AIM
Reply only with how many lines contain the word "this".

RECORDS SUPPLIED
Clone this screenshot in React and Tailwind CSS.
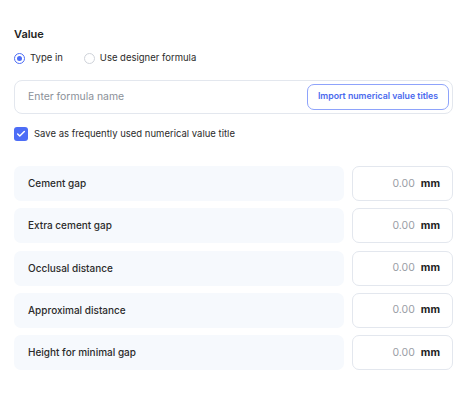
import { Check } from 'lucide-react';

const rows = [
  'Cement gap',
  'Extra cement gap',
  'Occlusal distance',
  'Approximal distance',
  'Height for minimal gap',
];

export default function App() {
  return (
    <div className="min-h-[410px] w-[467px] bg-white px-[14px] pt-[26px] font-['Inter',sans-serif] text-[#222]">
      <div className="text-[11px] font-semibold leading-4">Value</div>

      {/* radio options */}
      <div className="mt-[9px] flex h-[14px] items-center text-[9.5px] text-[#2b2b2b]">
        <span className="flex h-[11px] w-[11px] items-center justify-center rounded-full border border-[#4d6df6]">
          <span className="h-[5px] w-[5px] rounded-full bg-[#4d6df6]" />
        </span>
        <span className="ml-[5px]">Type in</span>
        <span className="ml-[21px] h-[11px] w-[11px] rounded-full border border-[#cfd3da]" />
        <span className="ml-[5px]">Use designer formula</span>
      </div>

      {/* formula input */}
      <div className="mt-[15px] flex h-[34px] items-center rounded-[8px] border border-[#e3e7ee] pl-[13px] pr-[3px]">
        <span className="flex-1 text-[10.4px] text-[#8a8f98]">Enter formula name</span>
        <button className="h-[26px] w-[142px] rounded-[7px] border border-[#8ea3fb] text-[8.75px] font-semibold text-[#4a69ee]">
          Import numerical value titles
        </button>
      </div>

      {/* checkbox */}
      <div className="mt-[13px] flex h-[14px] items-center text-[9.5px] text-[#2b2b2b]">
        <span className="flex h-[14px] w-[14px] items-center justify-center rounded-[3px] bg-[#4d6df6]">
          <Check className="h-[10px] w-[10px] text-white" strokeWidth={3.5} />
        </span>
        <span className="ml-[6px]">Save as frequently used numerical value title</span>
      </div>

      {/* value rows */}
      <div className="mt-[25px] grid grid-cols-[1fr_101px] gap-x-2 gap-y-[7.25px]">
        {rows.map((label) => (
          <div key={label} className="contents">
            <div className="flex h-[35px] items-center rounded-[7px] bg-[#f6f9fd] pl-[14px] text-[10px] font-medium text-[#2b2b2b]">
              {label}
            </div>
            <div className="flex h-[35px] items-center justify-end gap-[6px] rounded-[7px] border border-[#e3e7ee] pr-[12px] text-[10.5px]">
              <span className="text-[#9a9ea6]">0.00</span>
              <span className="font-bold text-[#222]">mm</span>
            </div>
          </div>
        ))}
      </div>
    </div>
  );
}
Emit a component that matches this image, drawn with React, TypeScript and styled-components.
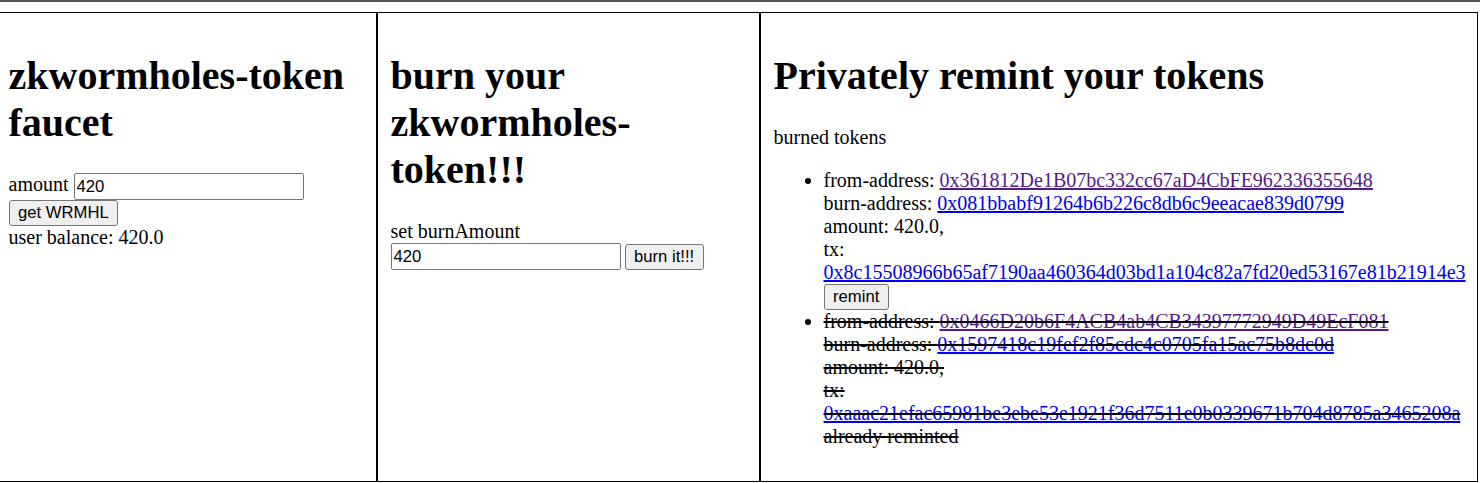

TASK RESPONSE
2